Located in the historic James Building, Summers, Rufolo & Rodgers is encased within a shell of steel, marble, and old wood. The firm’s confines are quiet and calm, but when working, Rodgers still closes his door and turns on a white noise machine to drown out the mildest distractions. This allows him to concentrate on his work, although he jokes about the soft hiss of the noise maker lulling him to sleep.
The 45-year-old Rodgers seems too energetic for that, something he attributes to eating well and exercising. “I climb the stairs here instead of taking the elevator,” he says. “I sit on my rear all day, so I need to do something.”

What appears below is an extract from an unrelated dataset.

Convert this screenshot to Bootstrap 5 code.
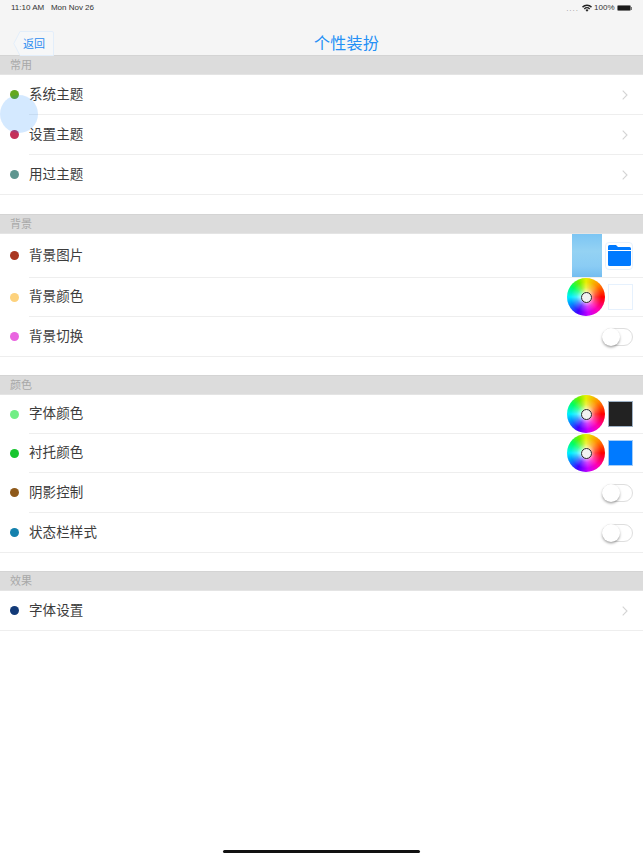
<!DOCTYPE html>
<html lang="zh-CN">
<head>
<meta charset="utf-8">
<title>个性装扮</title>
<link href="https://cdn.jsdelivr.net/npm/bootstrap@5.3.0/dist/css/bootstrap.min.css" rel="stylesheet">
<style>
html,body{background:#fff;height:858px;overflow:hidden}
body{font-family:"Liberation Sans","Noto Sans CJK SC",sans-serif;position:relative;color:#3a3a3a}
.topbar{height:55px;background:#f5f5f5;position:relative}
.statusline{height:16px;padding:0 11px;font-size:8px;line-height:16px;color:#333;font-family:"Liberation Sans",sans-serif}
.dots{color:#999;letter-spacing:1px;margin-right:3px;line-height:1;position:relative;top:1px}
.pct{margin:0 2px 0 2px}
.battery{width:14px;height:6px;background:#1a1a1a;border:1px solid #777;border-radius:1.5px;display:block}
.batcap{width:1px;height:3px;background:#777;display:block;margin-left:.5px}
.back-shape{position:absolute;left:13px;top:31px}
.back-label{position:absolute;left:23px;top:37px;font-size:11px;line-height:15px;color:#2b8cf0}
.page-title{position:absolute;left:0;right:0;top:33px;padding-left:50px;text-align:center;font-size:16px;line-height:22px;color:#2490f5;letter-spacing:.2px}
.sect{height:20px;background:#dcdcdc;font-size:11px;line-height:19px;padding-left:10px;color:#a8a8a8;border-top:1px solid #d4d4d4;border-bottom:1px solid #e4e4e4}
.rowline{position:relative;display:flex;align-items:center;padding:0 10px 1px;background:#fff}
.rowline::after{content:"";position:absolute;left:29px;right:0;bottom:0;height:1px;background:#eeeeee}
.rowline.tail::after{left:0}
.h40{height:40px}.h39{height:39px}.h44{height:44px}
.spot{width:9px;height:9px;border-radius:50%;flex:none}
.rowtext{font-size:13.5px;line-height:18px;margin-left:10px;color:#3c3c3c;letter-spacing:.1px}
.gapband{height:19px;background:#fff}
.gapband.slim{height:18px}
.chev{margin-left:auto;margin-right:5px}
.endgroup{margin-left:auto;display:flex;align-items:center}
.photo{width:30px;height:43px;background:linear-gradient(180deg,#7cc5f3,#94d2f3 40%,#8accf4 75%,#74bdf0);margin-right:3px}
.folderbox{width:28px;height:28px;border:1px solid #e6f1fd;border-radius:4px;display:flex;align-items:center;justify-content:center}
.wheel{width:38px;height:38px;border-radius:50%;background:radial-gradient(circle closest-side,#fff 0,rgba(255,255,255,.9) 12%,rgba(255,255,255,.25) 50%,rgba(255,255,255,0) 80%),conic-gradient(#e8f000,#ff9000 12%,#ff0000 25%,#ff00b0 38%,#c800ff 48%,#4000ff 58%,#0090ff 68%,#00f0ff 75%,#00ff60 85%,#70f000 93%,#e8f000);position:relative;margin-right:3px}
.wheel::after{content:"";position:absolute;left:13.5px;top:13.5px;width:11px;height:11px;border-radius:50%;border:1.5px solid #2a2a2a;background:#f2f2f2}
.swatch{width:25px;height:26px;border:1px solid #e6f1fd}
.swatch.dark{background:#222;border-color:#9fb2c6}
.swatch.blue{background:#007aff;border-color:#a5cdf7}
.toggle{width:31px;height:18px;border:1px solid #dedede;border-radius:9px;margin-left:auto;position:relative;background:#fff}
.toggle::before{content:"";position:absolute;left:-1px;top:-1px;width:18px;height:18px;border-radius:50%;background:#fff;box-shadow:0 1.5px 2.5px rgba(0,0,0,.35)}
.touchdot{position:absolute;left:0;top:94.5px;width:38px;height:38px;border-radius:50%;background:rgba(0,122,255,.17);z-index:2}
.homebar{position:absolute;left:223px;top:849.5px;width:197px;height:3.5px;border-radius:2px;background:#111}
</style>
</head>
<body>
<header class="topbar">
  <div class="statusline d-flex align-items-center">
    <span>11:10 AM</span><span class="statusdate">&nbsp;&nbsp;&nbsp;Mon Nov 26</span>
    <span class="ms-auto dots">....</span>
    <svg width="10" height="8" viewBox="0 0 10 8"><path d="M0 2.600a7.200 7.200 0 0 1 10 0L9 3.700a5.700 5.700 0 0 0-8 0zM1.800 4.400a4.600 4.600 0 0 1 6.400 0L7.200 5.400a3.200 3.200 0 0 0-4.400 0zM3.500 6.100a2.100 2.100 0 0 1 3 0L5 7.800z" fill="#222"/></svg>
    <span class="pct">100%</span>
    <span class="battery"></span><span class="batcap"></span>
  </div>
  <svg class="back-shape" width="42" height="25" viewBox="0 0 42 25" fill="none"><path d="M7 .5H39a1.500 1.500 0 0 1 1.500 1.500V24.500H7L.8 12.500z" stroke="#e3eefa" fill="#f6f7f8"/></svg>
  <span class="back-label">返回</span>
  <div class="page-title">个性装扮</div>
</header>

<main>
  <div class="sect">常用</div>
  <div class="rowline h40"><span class="spot" style="background:#63a81f"></span><span class="rowtext">系统主题</span>
    <svg class="chev" width="6" height="10" viewBox="0 0 6 10" fill="none"><path d="M.7.7 5 5 .7 9.300" stroke="#d4d4d4" stroke-width="1.100"/></svg></div>
  <div class="rowline h40"><span class="spot" style="background:#c5305a"></span><span class="rowtext">设置主题</span>
    <svg class="chev" width="6" height="10" viewBox="0 0 6 10" fill="none"><path d="M.7.7 5 5 .7 9.300" stroke="#d4d4d4" stroke-width="1.100"/></svg></div>
  <div class="rowline h40 tail"><span class="spot" style="background:#5e9690"></span><span class="rowtext">用过主题</span>
    <svg class="chev" width="6" height="10" viewBox="0 0 6 10" fill="none"><path d="M.7.7 5 5 .7 9.300" stroke="#d4d4d4" stroke-width="1.100"/></svg></div>
  <div class="gapband"></div>

  <div class="sect">背景</div>
  <div class="rowline h44"><span class="spot" style="background:#a93620"></span><span class="rowtext">背景图片</span>
    <div class="endgroup"><div class="photo"></div><div class="folderbox">
      <svg width="23" height="21" viewBox="0 0 23 21"><path d="M0 1.500A1.500 1.500 0 0 1 1.500 0H8l2 2h11.500A1.500 1.500 0 0 1 23 3.500V5H0z" fill="#007aff"/><path d="M0 6h23v13.500a1.500 1.500 0 0 1-1.500 1.500h-20A1.500 1.500 0 0 1 0 19.500z" fill="#007aff"/></svg>
    </div></div></div>
  <div class="rowline h39"><span class="spot" style="background:#fdd27d"></span><span class="rowtext">背景颜色</span>
    <div class="endgroup"><div class="wheel"></div><div class="swatch"></div></div></div>
  <div class="rowline h40 tail"><span class="spot" style="background:#e965e0"></span><span class="rowtext">背景切换</span><div class="toggle"></div></div>
  <div class="gapband slim"></div>

  <div class="sect">颜色</div>
  <div class="rowline h39"><span class="spot" style="background:#72ee86"></span><span class="rowtext">字体颜色</span>
    <div class="endgroup"><div class="wheel"></div><div class="swatch dark"></div></div></div>
  <div class="rowline h39"><span class="spot" style="background:#17c52e"></span><span class="rowtext">衬托颜色</span>
    <div class="endgroup"><div class="wheel"></div><div class="swatch blue"></div></div></div>
  <div class="rowline h40"><span class="spot" style="background:#8f5a1a"></span><span class="rowtext">阴影控制</span><div class="toggle"></div></div>
  <div class="rowline h40 tail"><span class="spot" style="background:#1481ad"></span><span class="rowtext">状态栏样式</span><div class="toggle"></div></div>
  <div class="gapband slim"></div>

  <div class="sect">效果</div>
  <div class="rowline h40 tail"><span class="spot" style="background:#123a78"></span><span class="rowtext">字体设置</span>
    <svg class="chev" width="6" height="10" viewBox="0 0 6 10" fill="none"><path d="M.7.7 5 5 .7 9.300" stroke="#d4d4d4" stroke-width="1.100"/></svg></div>
</main>

<div class="touchdot"></div>
<div class="homebar"></div>
<script src="https://cdn.jsdelivr.net/npm/bootstrap@5.3.0/dist/js/bootstrap.bundle.min.js"></script>
</body>
</html>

A family man with a wife and two kids, Rodgers seems to have few opportunities for sitting down elsewhere. His son, 8-year-old Rhett, is involved in several sports, including swimming, and Rodgers tries to not miss any of his meets or games. He even helped to coach his son’s baseball team last summer.
His daughter, 13-year-old Riley, is a cheerleader at Ooltewah Middle School. While he tries to be present at all of her events, too, he doesn’t coach her squad. “I know how to clap, but that’s about it,” he says, laughing.
Rodgers and his family live in East Brainerd, where he grew up. “I know it well,” he says, “and I like being there.”
He also likes UT football, to the point of wearing an orange tie in January – long after the Vols played their last game of the season. “I bleed orange,” he says, smiling. “I talked about the recruiting process for next season with some guys at lunch today.”
Rodgers is always looking ahead, especially when it comes to his work. As an attorney, he keeps a finger on the pulse of the law, both for the sake of his clients and himself. He wants to continue what he’s doing, but as a pragmatist, he knows that’s not entirely up to him. “That’s contingent on the legislatures,” he says. “They can change the law.”
If they do, there’s always politics.